By the time the players start walking up a hillside path in twos and threes, heading for a field of green so iridescent that it looks unreal, the rain is falling harder. Darker clouds are massing. Somewhere else, the training session might be moved indoors. Instead, nobody glances up. “It’s just normal for us,” says Ander Barrenetxea, a promising young winger who was born and raised in San Sebastian.

Much of the team is from here, the small hillside villages and stately cities of the Basque Country. Their surnames, with a proliferation of Z’s and X’s and K’s, reflect their singular heritage: Zaldua and Zubimendi and Zubeldia; Oyarzabal and Barrenetxea and Dozagarat and Karrikaburu. As they kick a ball around a circle, I can hear them talking in Euskera, the Basque language.

Euskera is unrelated to Spanish or to the French spoken across the border just a few miles to the east.
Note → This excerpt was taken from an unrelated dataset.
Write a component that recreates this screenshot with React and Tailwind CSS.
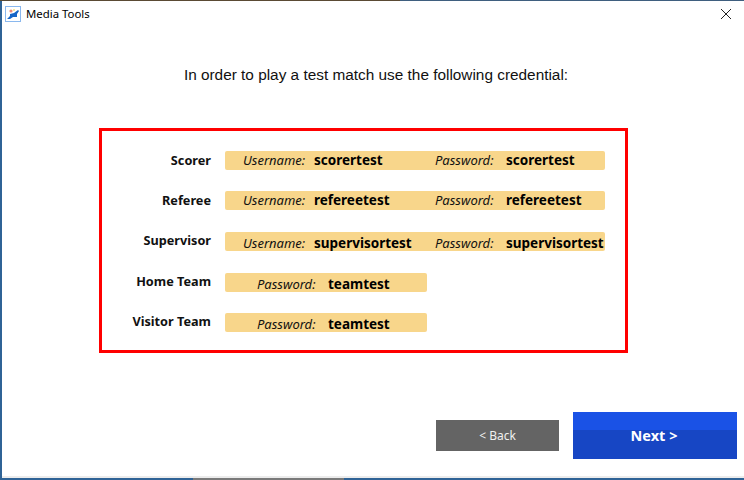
import React from "react";

const sans = "font-['Noto_Sans','Open_Sans',sans-serif]";

const Cred = ({ label, value, className }) => (
  <div className={"flex items-center " + className}>
    <span className="w-[71px] italic text-[13px] text-[#111]">{label}</span>
    <span className="font-bold text-[13.5px] text-black">{value}</span>
  </div>
);

const rows = [
  { name: "Scorer", user: "scorertest", pass: "scorertest", labelCls: "", pillCls: "", gap: "" },
  { name: "Referee", user: "refereetest", pass: "refereetest", labelCls: "", pillCls: "", gap: "mt-[21px]" },
  { name: "Supervisor", user: "supervisortest", pass: "supervisortest", labelCls: "pb-[2px]", pillCls: "pt-[4px]", gap: "mt-[22px]" },
];

const App = () => {
  return (
    <div className={"w-[744px] h-[480px] bg-white flex flex-col overflow-hidden " + sans}>
      <div className="h-[1px] flex shrink-0">
        <div className="w-[400px] bg-[#5a4a34]" />
        <div className="flex-1 bg-[#3f5f7f]" />
      </div>
      <div className="flex flex-1 min-h-0">
        <div className="w-[2px] bg-[#2f6396]" />
        <div className="flex-1 min-w-0 flex flex-col">
          {/* title bar */}
          <div className="h-[26px] flex items-center pl-[3px] pr-[12px] justify-between">
            <div className="flex items-center gap-[5px]">
              <svg width="16" height="16" viewBox="0 0 16 16">
                <rect x="0.5" y="0.5" width="15" height="15" fill="#fff" stroke="#8ab8ee" />
                <path d="M2 13 L5 10 L5 8 L9 7 L13 4 L14 5 L12 8 L12 11 L8 11 L5 13 Z" fill="#1666c8" />
                <circle cx="6" cy="5" r="1.6" fill="#ec8a7a" />
                <circle cx="9" cy="4" r="1" fill="#f6e27a" />
              </svg>
              <span className="text-[11.4px] text-black">Media Tools</span>
            </div>
            <svg width="12" height="12" viewBox="0 0 12 12">
              <path d="M1 1 L11 11 M11 1 L1 11" stroke="#222" strokeWidth="1" fill="none" />
            </svg>
          </div>

          <p className="mt-[36px] pl-[6px] text-center text-[15.36px] leading-[24px] text-[#111] font-['Liberation_Sans',sans-serif]">
            In order to play a test match use the following credential:
          </p>

          {/* credentials box */}
          <div className="mt-[41px] ml-[97px] w-[529px] h-[225px] border-[3px] border-[#ff0000] pt-[20px] pl-[28px] flex flex-col">
            {rows.map((r) => (
              <div key={r.name} className={"flex items-center h-[19px] " + r.gap}>
                <span className={"w-[81px] text-right font-bold text-[12.7px] text-[#111] " + r.labelCls}>{r.name}</span>
                <div className={"ml-[14px] w-[380px] h-[19px] bg-[#f8d68b] rounded-[2px] flex items-center pl-[18px] " + r.pillCls}>
                  <Cred label="Username:" value={r.user} className="w-[192px]" />
                  <Cred label="Password:" value={r.pass} />
                </div>
              </div>
            ))}
            {["Home Team", "Visitor Team"].map((n, i) => (
              <div key={n} className={"flex items-center h-[19px] " + (i === 0 ? "mt-[22px]" : "mt-[21px]")}>
                <span className="w-[81px] text-right font-bold text-[12.7px] text-[#111] pb-[2px]">{n}</span>
                <div className="ml-[14px] w-[202px] h-[19px] bg-[#f8d68b] rounded-[2px] flex items-center pl-[32px] pt-[4px]">
                  <Cred label="Password:" value="teamtest" />
                </div>
              </div>
            ))}
          </div>

          {/* buttons */}
          <div className="mt-[59px] flex items-center justify-end pr-[7px] gap-[14px]">
            <button className="w-[123px] h-[31px] bg-[#646464] text-[#f0f0f0] text-[12px]">&lt; Back</button>
            <button className="relative w-[164px] h-[47px] pr-[2px] bg-[#1746c4] text-white font-bold text-[14.5px]">
              <span className="absolute inset-x-0 top-0 h-[18px] bg-[#1a52e6]" />
              <span className="relative">Next &gt;</span>
            </button>
          </div>

          <div className="mt-auto h-[2px] bg-[#ececec]" />
        </div>
      </div>
      <div className="h-[2px] flex shrink-0">
        <div className="w-[193px] bg-[#2f6396]" />
        <div className="w-[151px] bg-[#7a7a7a]" />
        <div className="flex-1 bg-[#2f6396]" />
      </div>
    </div>
  );
};

export default App;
In fact, it bears no known relation to any language anywhere in the world. It’s uncommonly difficult to learn; if you don’t start speaking Euskera in your childhood, you almost certainly never will.

That can be intimidating for anyone who relocates to the region, as Real Sociedad Nordic forwards Alexander Isak and Alex Sorloth have done in recent years, or even for another Spaniard like David Silva, who previously starred at Manchester City. Fortunately, their teammates understand. “They read the room,” says Mat Ryan, the Australian goalkeeper. “If a bunch of guys are sitting around, they’re probably talking in Euskera. But if one of us walks in, they’ll nearly always switch to Spanish.”

On the field, the secret language allows Real Sociedad’s players to openly discuss strategy against any opponent, except one of the other Basque clubs. “Even in La Liga games,” Ryan says, “nobody has any idea what they’re talking about.”